What is being asked: Copy each line of the material below that includes the string "page".

— start of Data provided —

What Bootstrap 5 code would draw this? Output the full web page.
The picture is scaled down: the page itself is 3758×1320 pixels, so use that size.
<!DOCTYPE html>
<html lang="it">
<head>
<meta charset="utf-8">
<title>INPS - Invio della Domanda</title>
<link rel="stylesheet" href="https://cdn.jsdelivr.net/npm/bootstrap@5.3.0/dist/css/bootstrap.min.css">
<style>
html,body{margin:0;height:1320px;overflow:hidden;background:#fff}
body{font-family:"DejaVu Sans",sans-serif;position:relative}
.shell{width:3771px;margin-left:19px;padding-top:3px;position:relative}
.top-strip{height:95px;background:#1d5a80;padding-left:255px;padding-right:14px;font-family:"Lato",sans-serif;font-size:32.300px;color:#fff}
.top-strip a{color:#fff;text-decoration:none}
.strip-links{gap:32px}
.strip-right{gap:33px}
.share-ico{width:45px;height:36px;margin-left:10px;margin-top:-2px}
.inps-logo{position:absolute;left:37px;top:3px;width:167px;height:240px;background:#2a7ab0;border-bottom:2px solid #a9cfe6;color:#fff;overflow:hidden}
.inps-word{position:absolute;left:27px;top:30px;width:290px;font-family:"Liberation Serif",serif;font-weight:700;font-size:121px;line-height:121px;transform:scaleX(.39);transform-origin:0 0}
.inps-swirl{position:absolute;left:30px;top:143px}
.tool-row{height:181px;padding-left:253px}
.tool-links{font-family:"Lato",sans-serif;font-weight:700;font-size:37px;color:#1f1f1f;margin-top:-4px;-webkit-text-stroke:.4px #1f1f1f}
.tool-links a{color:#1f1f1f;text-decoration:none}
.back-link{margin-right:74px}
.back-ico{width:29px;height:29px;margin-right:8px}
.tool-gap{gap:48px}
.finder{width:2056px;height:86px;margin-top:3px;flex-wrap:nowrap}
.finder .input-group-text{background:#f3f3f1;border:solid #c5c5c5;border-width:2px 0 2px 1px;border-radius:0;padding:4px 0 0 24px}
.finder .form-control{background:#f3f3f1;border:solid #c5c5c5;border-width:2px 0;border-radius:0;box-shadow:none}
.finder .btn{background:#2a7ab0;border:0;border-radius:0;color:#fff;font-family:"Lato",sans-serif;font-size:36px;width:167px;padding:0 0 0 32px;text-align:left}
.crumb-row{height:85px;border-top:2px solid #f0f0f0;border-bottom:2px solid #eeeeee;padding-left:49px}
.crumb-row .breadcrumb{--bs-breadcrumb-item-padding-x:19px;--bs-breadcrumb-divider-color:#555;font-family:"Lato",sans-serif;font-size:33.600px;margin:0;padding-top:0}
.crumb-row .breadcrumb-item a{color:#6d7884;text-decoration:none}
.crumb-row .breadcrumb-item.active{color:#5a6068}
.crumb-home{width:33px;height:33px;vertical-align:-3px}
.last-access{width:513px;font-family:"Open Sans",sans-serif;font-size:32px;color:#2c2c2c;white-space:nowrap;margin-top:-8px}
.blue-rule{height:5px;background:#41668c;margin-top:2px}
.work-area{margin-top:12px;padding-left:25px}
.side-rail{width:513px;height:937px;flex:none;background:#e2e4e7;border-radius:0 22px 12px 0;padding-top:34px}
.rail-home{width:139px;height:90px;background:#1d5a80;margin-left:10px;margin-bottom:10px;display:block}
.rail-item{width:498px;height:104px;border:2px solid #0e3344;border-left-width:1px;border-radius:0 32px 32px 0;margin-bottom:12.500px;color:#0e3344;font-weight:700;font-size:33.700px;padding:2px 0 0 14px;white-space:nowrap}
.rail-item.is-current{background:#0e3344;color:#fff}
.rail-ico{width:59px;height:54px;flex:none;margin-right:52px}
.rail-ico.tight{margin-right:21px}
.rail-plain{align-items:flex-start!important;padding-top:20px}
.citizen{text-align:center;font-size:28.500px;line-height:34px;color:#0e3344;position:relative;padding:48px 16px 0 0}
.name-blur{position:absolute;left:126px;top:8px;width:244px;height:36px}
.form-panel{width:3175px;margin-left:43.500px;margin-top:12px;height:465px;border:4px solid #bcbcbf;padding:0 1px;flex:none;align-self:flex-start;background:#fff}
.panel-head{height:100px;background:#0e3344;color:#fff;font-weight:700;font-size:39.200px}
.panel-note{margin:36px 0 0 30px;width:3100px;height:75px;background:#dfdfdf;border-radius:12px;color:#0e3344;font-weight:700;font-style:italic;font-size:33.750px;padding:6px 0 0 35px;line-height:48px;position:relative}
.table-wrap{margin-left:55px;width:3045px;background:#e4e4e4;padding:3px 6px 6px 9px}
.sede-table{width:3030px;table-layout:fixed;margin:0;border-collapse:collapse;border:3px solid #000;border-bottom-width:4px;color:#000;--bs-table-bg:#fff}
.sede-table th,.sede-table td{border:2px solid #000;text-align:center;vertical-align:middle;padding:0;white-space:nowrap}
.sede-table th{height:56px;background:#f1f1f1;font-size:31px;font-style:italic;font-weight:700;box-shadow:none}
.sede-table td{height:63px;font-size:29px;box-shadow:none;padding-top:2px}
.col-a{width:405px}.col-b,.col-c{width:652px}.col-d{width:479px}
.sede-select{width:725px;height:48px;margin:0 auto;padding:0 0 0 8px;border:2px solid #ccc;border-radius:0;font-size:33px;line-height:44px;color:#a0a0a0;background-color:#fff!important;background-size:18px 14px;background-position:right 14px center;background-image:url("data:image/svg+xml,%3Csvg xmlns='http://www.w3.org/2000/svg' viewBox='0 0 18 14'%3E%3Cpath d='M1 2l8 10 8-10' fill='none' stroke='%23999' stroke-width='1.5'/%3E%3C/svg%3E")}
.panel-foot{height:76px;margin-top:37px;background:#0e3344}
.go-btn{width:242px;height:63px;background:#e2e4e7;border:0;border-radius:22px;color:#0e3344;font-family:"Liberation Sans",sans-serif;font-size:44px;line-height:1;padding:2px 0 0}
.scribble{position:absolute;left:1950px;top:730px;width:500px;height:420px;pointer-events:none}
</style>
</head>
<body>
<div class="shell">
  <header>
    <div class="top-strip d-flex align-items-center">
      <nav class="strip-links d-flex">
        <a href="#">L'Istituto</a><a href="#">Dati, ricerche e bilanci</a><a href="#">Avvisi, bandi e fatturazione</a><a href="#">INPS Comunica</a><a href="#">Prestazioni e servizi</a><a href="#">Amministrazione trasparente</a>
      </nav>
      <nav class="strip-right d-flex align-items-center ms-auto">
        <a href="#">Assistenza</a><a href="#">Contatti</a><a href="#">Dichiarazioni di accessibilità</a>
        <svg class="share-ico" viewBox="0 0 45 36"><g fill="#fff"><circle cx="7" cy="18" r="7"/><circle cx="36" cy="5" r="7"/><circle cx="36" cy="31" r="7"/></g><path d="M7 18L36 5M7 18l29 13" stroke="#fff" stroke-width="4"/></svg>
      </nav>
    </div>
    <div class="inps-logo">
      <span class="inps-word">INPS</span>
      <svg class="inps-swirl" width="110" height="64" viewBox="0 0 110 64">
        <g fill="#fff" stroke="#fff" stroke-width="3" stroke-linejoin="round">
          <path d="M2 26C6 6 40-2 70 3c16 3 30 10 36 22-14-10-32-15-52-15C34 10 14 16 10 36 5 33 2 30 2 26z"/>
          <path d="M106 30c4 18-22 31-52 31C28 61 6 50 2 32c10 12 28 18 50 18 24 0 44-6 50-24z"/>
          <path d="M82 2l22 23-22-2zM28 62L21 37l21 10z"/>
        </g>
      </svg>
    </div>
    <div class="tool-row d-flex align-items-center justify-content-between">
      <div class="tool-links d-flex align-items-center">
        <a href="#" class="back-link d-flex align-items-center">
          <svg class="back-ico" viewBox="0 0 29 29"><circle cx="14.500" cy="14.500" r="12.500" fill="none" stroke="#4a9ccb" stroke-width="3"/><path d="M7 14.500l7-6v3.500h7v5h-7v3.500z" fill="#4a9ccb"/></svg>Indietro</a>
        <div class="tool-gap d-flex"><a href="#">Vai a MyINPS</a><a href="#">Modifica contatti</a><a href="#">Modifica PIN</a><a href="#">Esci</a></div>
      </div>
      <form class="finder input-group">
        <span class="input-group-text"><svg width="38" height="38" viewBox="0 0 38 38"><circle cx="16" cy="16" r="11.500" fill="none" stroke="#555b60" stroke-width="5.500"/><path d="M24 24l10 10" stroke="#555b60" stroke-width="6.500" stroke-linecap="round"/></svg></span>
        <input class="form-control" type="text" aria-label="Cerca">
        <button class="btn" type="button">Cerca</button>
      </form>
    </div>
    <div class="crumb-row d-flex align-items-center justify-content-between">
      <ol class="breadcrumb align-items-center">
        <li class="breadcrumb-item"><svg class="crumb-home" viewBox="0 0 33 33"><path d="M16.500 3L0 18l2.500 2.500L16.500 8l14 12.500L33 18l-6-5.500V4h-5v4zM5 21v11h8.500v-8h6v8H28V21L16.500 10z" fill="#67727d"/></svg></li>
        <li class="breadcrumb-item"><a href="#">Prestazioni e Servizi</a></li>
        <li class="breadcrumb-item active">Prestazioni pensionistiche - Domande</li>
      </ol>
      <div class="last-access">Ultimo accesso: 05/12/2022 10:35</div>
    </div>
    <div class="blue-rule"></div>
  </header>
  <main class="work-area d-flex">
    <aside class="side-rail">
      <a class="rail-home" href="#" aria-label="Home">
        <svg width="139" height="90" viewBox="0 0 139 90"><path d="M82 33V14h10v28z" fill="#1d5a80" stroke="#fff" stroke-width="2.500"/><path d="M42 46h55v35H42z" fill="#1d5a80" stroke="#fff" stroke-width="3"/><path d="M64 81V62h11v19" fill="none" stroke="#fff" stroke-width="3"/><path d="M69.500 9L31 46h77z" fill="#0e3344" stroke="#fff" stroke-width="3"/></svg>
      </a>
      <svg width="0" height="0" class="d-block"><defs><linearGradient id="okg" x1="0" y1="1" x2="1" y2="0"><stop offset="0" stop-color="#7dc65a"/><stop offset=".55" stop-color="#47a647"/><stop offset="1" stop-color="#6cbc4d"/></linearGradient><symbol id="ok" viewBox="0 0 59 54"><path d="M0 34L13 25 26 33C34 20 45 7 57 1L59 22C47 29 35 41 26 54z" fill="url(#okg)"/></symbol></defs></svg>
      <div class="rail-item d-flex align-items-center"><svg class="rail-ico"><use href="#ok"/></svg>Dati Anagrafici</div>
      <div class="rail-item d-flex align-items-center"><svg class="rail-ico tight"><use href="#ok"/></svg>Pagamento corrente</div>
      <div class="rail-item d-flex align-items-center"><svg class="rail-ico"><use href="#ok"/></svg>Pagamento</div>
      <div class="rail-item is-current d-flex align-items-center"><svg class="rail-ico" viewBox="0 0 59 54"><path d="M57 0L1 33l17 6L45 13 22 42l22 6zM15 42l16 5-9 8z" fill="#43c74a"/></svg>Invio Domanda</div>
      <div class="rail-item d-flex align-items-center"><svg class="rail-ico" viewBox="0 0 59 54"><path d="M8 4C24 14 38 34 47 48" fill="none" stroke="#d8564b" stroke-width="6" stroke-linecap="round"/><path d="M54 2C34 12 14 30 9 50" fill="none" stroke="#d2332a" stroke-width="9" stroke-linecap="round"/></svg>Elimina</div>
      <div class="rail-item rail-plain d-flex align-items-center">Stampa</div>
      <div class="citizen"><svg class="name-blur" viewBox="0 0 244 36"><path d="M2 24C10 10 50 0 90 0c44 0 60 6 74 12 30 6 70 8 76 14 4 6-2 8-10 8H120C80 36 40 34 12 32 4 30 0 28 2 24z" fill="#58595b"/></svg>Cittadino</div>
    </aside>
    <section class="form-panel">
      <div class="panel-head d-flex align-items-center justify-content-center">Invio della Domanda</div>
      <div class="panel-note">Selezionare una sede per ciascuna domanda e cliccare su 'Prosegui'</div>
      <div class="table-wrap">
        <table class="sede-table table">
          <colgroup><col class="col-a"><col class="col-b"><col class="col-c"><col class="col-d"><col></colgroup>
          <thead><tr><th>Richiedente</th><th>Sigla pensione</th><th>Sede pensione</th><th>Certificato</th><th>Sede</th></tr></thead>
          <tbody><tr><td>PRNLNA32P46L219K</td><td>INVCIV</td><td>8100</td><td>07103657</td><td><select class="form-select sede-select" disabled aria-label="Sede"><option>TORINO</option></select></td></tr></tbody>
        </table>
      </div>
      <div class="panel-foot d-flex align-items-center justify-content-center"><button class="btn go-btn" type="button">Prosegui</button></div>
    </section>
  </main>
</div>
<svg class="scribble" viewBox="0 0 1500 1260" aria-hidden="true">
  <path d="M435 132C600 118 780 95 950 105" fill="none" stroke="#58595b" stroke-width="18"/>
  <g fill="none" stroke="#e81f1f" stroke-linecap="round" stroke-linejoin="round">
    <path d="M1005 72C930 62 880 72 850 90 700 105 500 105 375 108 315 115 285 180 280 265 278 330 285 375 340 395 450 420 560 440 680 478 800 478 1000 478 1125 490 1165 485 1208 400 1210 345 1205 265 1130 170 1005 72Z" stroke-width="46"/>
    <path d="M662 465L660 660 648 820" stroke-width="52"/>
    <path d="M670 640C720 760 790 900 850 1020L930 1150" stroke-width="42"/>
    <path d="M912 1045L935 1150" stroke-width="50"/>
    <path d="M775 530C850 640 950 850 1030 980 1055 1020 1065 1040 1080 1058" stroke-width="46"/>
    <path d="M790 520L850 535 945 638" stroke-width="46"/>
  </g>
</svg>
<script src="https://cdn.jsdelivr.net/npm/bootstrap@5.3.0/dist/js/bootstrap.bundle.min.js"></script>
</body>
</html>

— end of Data provided —

Final result:
What Bootstrap 5 code would draw this? Output the full web page.
The picture is scaled down: the page itself is 3758×1320 pixels, so use that size.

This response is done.